Academic knowledge helps a person function in society, work, culture, and material life. Spiritual knowledge asks deeper questions about suffering, desire, karma, liberation, and the soul’s relationship with the Divine.

What are jada-vidya and para-vidya?

Jada-vidya is knowledge of inert matter, changing forms, names, measures, and functions. Para-vidya is knowledge of transcendence, by which the self understands its spiritual nature and eternal relationship with the Supreme.

Why does the post compare knowledge to fire, boat, torchlight, and sword?

These four images explain different functions of transcendental knowledge. Fire purifies karma, the boat carries the soul across suffering, torchlight removes ignorance, and the sword cuts doubt and inner confusion.
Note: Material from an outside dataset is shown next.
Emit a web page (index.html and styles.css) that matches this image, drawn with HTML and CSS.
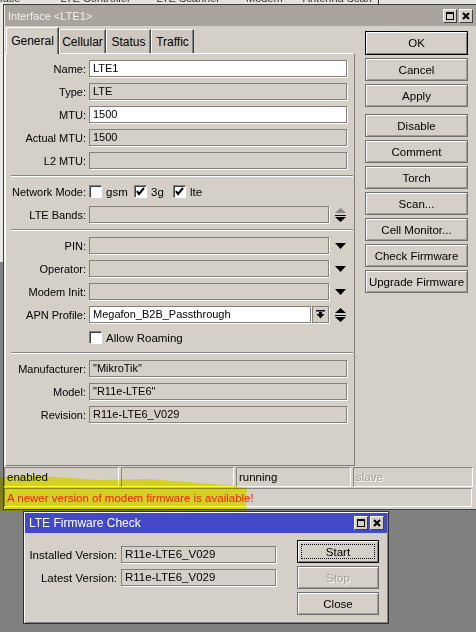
FILE: index.html
```html
<!DOCTYPE html>
<html>
<head>
<meta charset="utf-8">
<title>Interface LTE1</title>
<link rel="stylesheet" href="styles.css">
</head>
<body>
<div class="screen">
  <div class="bgstrip">
    <span class="frag f1">rface</span><span class="frag f2">LTE Controller</span><span class="frag f3">LTE Scanner</span><span class="frag f4">Modem</span><span class="frag f5">Antenna Scan</span>
  </div>
  <div class="mainrow">
    <div class="leftedge"></div>
    <div class="win">
      <div class="titlebar">
        <span class="ttl">Interface &lt;LTE1&gt;</span>
        <div class="tbtns">
          <span class="tbtn"><svg width="12" height="12" viewBox="0 0 12 12"><rect x="2.5" y="2.5" width="7" height="7" fill="none" stroke="#000" stroke-width="1"/><line x1="2" y1="3" x2="10" y2="3" stroke="#000" stroke-width="2"/></svg></span>
          <span class="tbtn"><svg width="12" height="12" viewBox="0 0 12 12"><path d="M3 3 L9 9 M9 3 L3 9" stroke="#000" stroke-width="2"/></svg></span>
        </div>
      </div>
      <div class="winbody">
        <div class="leftcol">
          <div class="tabs">
            <div class="tab active">General</div>
            <div class="tab t2">Cellular</div>
            <div class="tab t3">Status</div>
            <div class="tab t4">Traffic</div>
          </div>
          <div class="panel">
            <div class="row"><span class="lbl">Name:</span><span class="fld full white">LTE1</span></div>
            <div class="row"><span class="lbl">Type:</span><span class="fld full">LTE</span></div>
            <div class="row"><span class="lbl">MTU:</span><span class="fld full white">1500</span></div>
            <div class="row"><span class="lbl">Actual MTU:</span><span class="fld full">1500</span></div>
            <div class="row"><span class="lbl">L2 MTU:</span><span class="fld full"></span></div>
            <div class="sep"></div>
            <div class="row">
              <span class="lbl">Network Mode:</span>
              <span class="opt o1"><span class="cb"></span><span class="otxt">gsm</span></span>
              <span class="opt o2"><span class="cb"><svg width="11" height="11" viewBox="0 0 11 11"><path d="M2 5 L4 8 L9 2" fill="none" stroke="#000" stroke-width="2"/></svg></span><span class="otxt">3g</span></span>
              <span class="opt o3"><span class="cb"><svg width="11" height="11" viewBox="0 0 11 11"><path d="M2 5 L4 8 L9 2" fill="none" stroke="#000" stroke-width="2"/></svg></span><span class="otxt">lte</span></span>
            </div>
            <div class="row"><span class="lbl">LTE Bands:</span><span class="fld short"></span>
              <span class="arr"><svg width="11" height="14" viewBox="0 0 11 14"><path d="M5.5 0 L11 5 L0 5 Z" fill="#8a8884"/><rect x="0" y="7" width="11" height="1" fill="#000"/><path d="M0 9 L11 9 L5.5 14 Z" fill="#000"/></svg></span>
            </div>
            <div class="sep"></div>
            <div class="row"><span class="lbl">PIN:</span><span class="fld short"></span>
              <span class="arr"><svg width="11" height="6" viewBox="0 0 11 6"><path d="M0 0 L11 0 L5.5 6 Z" fill="#000"/></svg></span>
            </div>
            <div class="row"><span class="lbl">Operator:</span><span class="fld short"></span>
              <span class="arr"><svg width="11" height="6" viewBox="0 0 11 6"><path d="M0 0 L11 0 L5.5 6 Z" fill="#000"/></svg></span>
            </div>
            <div class="row"><span class="lbl">Modem Init:</span><span class="fld short"></span>
              <span class="arr"><svg width="11" height="6" viewBox="0 0 11 6"><path d="M0 0 L11 0 L5.5 6 Z" fill="#000"/></svg></span>
            </div>
            <div class="row"><span class="lbl">APN Profile:</span><span class="fld apn white">Megafon_B2B_Passthrough</span>
              <span class="ddbtn"><svg width="9" height="9" viewBox="0 0 9 9"><rect x="0" y="0" width="9" height="1.5" fill="#000"/><path d="M3 2 L6 2 L6 4 L8.5 4 L4.5 8.5 L0.5 4 L3 4 Z" fill="#000"/></svg></span>
              <span class="arr"><svg width="11" height="14" viewBox="0 0 11 14"><path d="M5.5 0 L11 5 L0 5 Z" fill="#000"/><rect x="0" y="7" width="11" height="1" fill="#000"/><path d="M0 9 L11 9 L5.5 14 Z" fill="#000"/></svg></span>
            </div>
            <div class="row">
              <span class="lblsp"></span>
              <span class="cb"></span><span class="otxt">Allow Roaming</span>
            </div>
            <div class="sep"></div>
            <div class="row"><span class="lbl">Manufacturer:</span><span class="fld full">"MikroTik"</span></div>
            <div class="row"><span class="lbl">Model:</span><span class="fld full">"R11e-LTE6"</span></div>
            <div class="row"><span class="lbl">Revision:</span><span class="fld full">R11e-LTE6_V029</span></div>
          </div>
        </div>
        <div class="btncol">
          <div class="btn def">OK</div>
          <div class="btn">Cancel</div>
          <div class="btn gapafter">Apply</div>
          <div class="btn">Disable</div>
          <div class="btn">Comment</div>
          <div class="btn">Torch</div>
          <div class="btn">Scan...</div>
          <div class="btn">Cell Monitor...</div>
          <div class="btn">Check Firmware</div>
          <div class="btn">Upgrade Firmware</div>
        </div>
      </div>
      <div class="status">
        <div class="srow">
          <div class="seg s1">enabled</div>
          <div class="seg s2"></div>
          <div class="seg s3">running</div>
          <div class="seg s4 dim">slave</div>
        </div>
        <div class="seg msg">A newer version of modem firmware is available!</div>
      </div>
    </div>
  </div>
  <div class="dlgarea">
    <div class="dlg">
      <div class="dtitle">
        <span class="dttl">LTE Firmware Check</span>
        <div class="tbtns">
          <span class="tbtn"><svg width="12" height="12" viewBox="0 0 12 12"><rect x="2.5" y="2.5" width="7" height="7" fill="none" stroke="#000" stroke-width="1"/><line x1="2" y1="3" x2="10" y2="3" stroke="#000" stroke-width="2"/></svg></span>
          <span class="tbtn"><svg width="12" height="12" viewBox="0 0 12 12"><path d="M3 3 L9 9 M9 3 L3 9" stroke="#000" stroke-width="2"/></svg></span>
        </div>
      </div>
      <div class="dbody">
        <div class="dfields">
          <div class="drow"><span class="dlbl">Installed Version:</span><span class="fld dfld">R11e-LTE6_V029</span></div>
          <div class="drow"><span class="dlbl">Latest Version:</span><span class="fld dfld">R11e-LTE6_V029</span></div>
        </div>
        <div class="dbtns">
          <div class="btn dbtn focus"><span class="focusring">Start</span></div>
          <div class="btn dbtn dim">Stop</div>
          <div class="btn dbtn">Close</div>
        </div>
      </div>
    </div>
  </div>
  <div class="highlight"></div>
</div>
</body>
</html>
```

FILE: styles.css
```css
* { box-sizing: border-box; }
html, body { margin: 0; padding: 0; }
body {
  width: 476px;
  height: 632px;
  overflow: hidden;
  background: #808080;
  font-family: "Liberation Sans", Arial, sans-serif;
  font-size: 11px;
  color: #000;
}
.screen { position: relative; width: 476px; height: 632px; }

/* background window hint */
.bgstrip {
  height: 4px;
  overflow: hidden;
  background: #e6e3de;
  display: flex;
  white-space: nowrap;
}
.frag { display: block; line-height: 12px; margin-top: -8px; color: #333; font-size: 11px; }
.f1 { margin-left: -4px; }
.f2 { margin-left: 40px; }
.f3 { margin-left: 26px; }
.f4 { margin-left: 26px; }
.f5 { margin-left: 20px; padding-right: 6px; border-right: 1px solid #333; }

.mainrow { display: flex; height: 506px; }
.leftedge {
  width: 3px;
  background: linear-gradient(#ebe8e4 0, #ebe8e4 258px, #808080 258px);
}

/* main window */
.win {
  width: 473px;
  background: #d4d0c8;
  border-left: 1px solid #404040;
  border-top: 1px solid #404040;
  border-bottom: 1px solid #404040;
  padding-bottom: 2px;
  box-shadow: inset 1px 0 #f4f2ee;
}
.titlebar {
  height: 21px;
  margin-left: 1px;
  background: #a9a59e;
  display: flex;
  align-items: center;
  justify-content: space-between;
  padding-left: 3px;
  padding-right: 3px;
}
.ttl { color: #f2f1ee; font-size: 11px; }
.tbtns { display: flex; gap: 2px; }
.tbtn {
  width: 14px;
  height: 14px;
  background: #d4d0c8;
  border: 1px solid;
  border-color: #fff #404040 #404040 #fff;
  display: flex;
  align-items: center;
  justify-content: center;
}
.tbtn svg { display: block; }

.winbody { display: flex; height: 440px; }
.leftcol { margin-left: 1px; width: 350px; }

.tabs {
  height: 28px;
  margin-bottom: -1px;
  padding-left: 1px;
  display: flex;
  align-items: flex-end;
  position: relative;
  z-index: 1;
}
.tab {
  height: 24px;
  margin-bottom: 1px;
  display: flex;
  align-items: center;
  justify-content: center;
  background: #cdc9c1;
  border-top: 1px solid #fff;
  border-left: 1px solid #fff;
  border-right: 1px solid #404040;
  box-shadow: inset -1px 0 #808080;
  font-size: 12px;
}
.tab.active {
  height: 27px;
  margin-bottom: 0;
  width: 53px;
  background: #d4d0c8;
  font-size: 12px;
}
.t2 { width: 47px; }
.t3 { width: 45px; }
.t4 { width: 43px; }

.panel {
  height: 413px;
  border: 1px solid;
  border-color: #fff #808080 #808080 #fff;
  padding-top: 6px;
}
.row {
  display: flex;
  align-items: center;
  height: 17px;
  margin-bottom: 6px;
  white-space: nowrap;
}
.lbl { width: 80px; text-align: right; margin-right: 3px; }
.lblsp { width: 83px; }
.fld {
  height: 17px;
  border: 1px solid #858179;
  box-shadow: 1px 1px 0 #fff;
  padding-left: 3px;
  line-height: 15px;
  background: #d4d0c8;
  white-space: nowrap;
  overflow: hidden;
}
.fld.white { background: #fff; }
.fld.full { width: 258px; }
.fld.short { width: 240px; }
.fld.apn { width: 222px; }
.arr {
  margin-left: 6px;
  width: 11px;
  display: flex;
  align-items: center;
  justify-content: center;
}
.arr svg { display: block; }
.ddbtn {
  width: 17px;
  height: 17px;
  margin-left: 1px;
  border: 1px solid #858179;
  box-shadow: 1px 1px 0 #fff;
  display: flex;
  align-items: center;
  justify-content: center;
}
.ddbtn svg { display: block; }
.sep {
  margin-left: 5px;
  width: 342px;
  height: 2px;
  border-top: 1px solid #8a8680;
  border-bottom: 1px solid #fff;
  margin-bottom: 6px;
}
.opt { display: flex; align-items: center; }
.o1 { width: 45px; }
.o2 { width: 39px; }
.cb {
  width: 13px;
  height: 13px;
  background: #fff;
  border: 1px solid;
  border-color: #808080 #fff #fff #808080;
  box-shadow: inset 1px 1px #404040;
  display: flex;
  align-items: center;
  justify-content: center;
  flex: none;
}
.cb svg { display: block; }
.otxt { margin-left: 4px; font-size: 11.5px; }

/* buttons */
.btncol { margin-left: 10px; padding-top: 5px; width: 103px; }
.btn {
  height: 23px;
  width: 103px;
  margin-bottom: 3px;
  display: flex;
  align-items: center;
  justify-content: center;
  background: #d4d0c8;
  border: 1px solid #707070;
  box-shadow: inset 1px 1px #fff, inset -1px -1px #a09c94;
  font-size: 11.5px;
  white-space: nowrap;
}
.btn.def {
  height: 24px;
  border: 1px solid #000;
  box-shadow: inset 1px 1px #fff, inset -1px -1px #808080;
}
.btn.gapafter { margin-bottom: 7px; }

/* status bar */
.status { margin-top: 1px; }
.srow { display: flex; gap: 2px; height: 20px; }
.seg {
  border: 1px solid;
  border-color: #8a8680 #fff #fff #8a8680;
  display: flex;
  align-items: center;
  padding-left: 2px;
  white-space: nowrap;
  font-size: 11.5px;
}
.s1 { width: 115px; }
.s2 { width: 113px; }
.s3 { width: 115px; }
.s4 { width: 120px; }
.dim { color: #a09c94; text-shadow: 1px 1px 0 #fff; }
.msg {
  margin-top: 1px;
  height: 19px;
  width: 468px;
  color: #ff1a00;
}

/* firmware check dialog */
.dlgarea { padding-left: 23px; padding-top: 1px; }
.dlg {
  width: 366px;
  height: 113px;
  background: #d4d0c8;
  border: 1px solid #303030;
  padding: 1px;
  box-shadow: inset 1px 1px #fff, inset -1px -1px #808080;
}
.dtitle {
  height: 20px;
  background: #4248c8;
  display: flex;
  align-items: center;
  justify-content: space-between;
  padding-left: 4px;
  padding-right: 3px;
}
.dttl { color: #fff; font-size: 12px; }
.dbody { display: flex; padding-top: 7px; }
.dfields { padding-left: 2px; padding-top: 6px; }
.drow { display: flex; align-items: center; height: 17px; margin-bottom: 6px; white-space: nowrap; }
.dlbl { width: 90px; text-align: right; margin-right: 4px; font-size: 11.5px; }
.dfld { width: 155px; font-size: 11.5px; }
.dbtns { margin-left: 21px; }
.btn.dbtn { width: 82px; }
.btn.focus {
  border: 1px solid #000;
  box-shadow: inset 1px 1px #fff, inset -1px -1px #808080;
  padding: 3px;
}
.focusring {
  flex: 1;
  align-self: stretch;
  display: flex;
  align-items: center;
  justify-content: center;
  border: 1px dotted #000;
}

/* yellow marker overlay */
.highlight {
  position: absolute;
  left: 0;
  top: 476px;
  width: 247px;
  height: 36px;
  background: #ffff30;
  mix-blend-mode: multiply;
  clip-path: polygon(0 1px, 40px 0, 100px 4px, 150px 3px, 200px 7px, 236px 10px, 247px 12px, 246px 35px, 120px 36px, 0 35px);
}
```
How does Bhagavad-Gita study help keep maya away?

The post says scripture study, hearing, chanting, discussion, and contemplation protect spiritual life from becoming vague sentiment. They strengthen philosophical conviction and help the practitioner remember Krishna, the soul’s identity, and the purpose of devotional service.

Does the post reject material education?

No. It respects disciplined learning but places it within a hierarchy where material knowledge serves practical life and spiritual knowledge gives life its ultimate direction.

How does the article connect transcendental knowledge with dharmic unity?

The article notes that Hinduism, Buddhism, Jainism, and Sikhism all link knowledge with freedom from ignorance, ethical purification, disciplined living, and compassion. It says these traditions differ, but their shared reverence for transformative knowledge supports dharmic unity.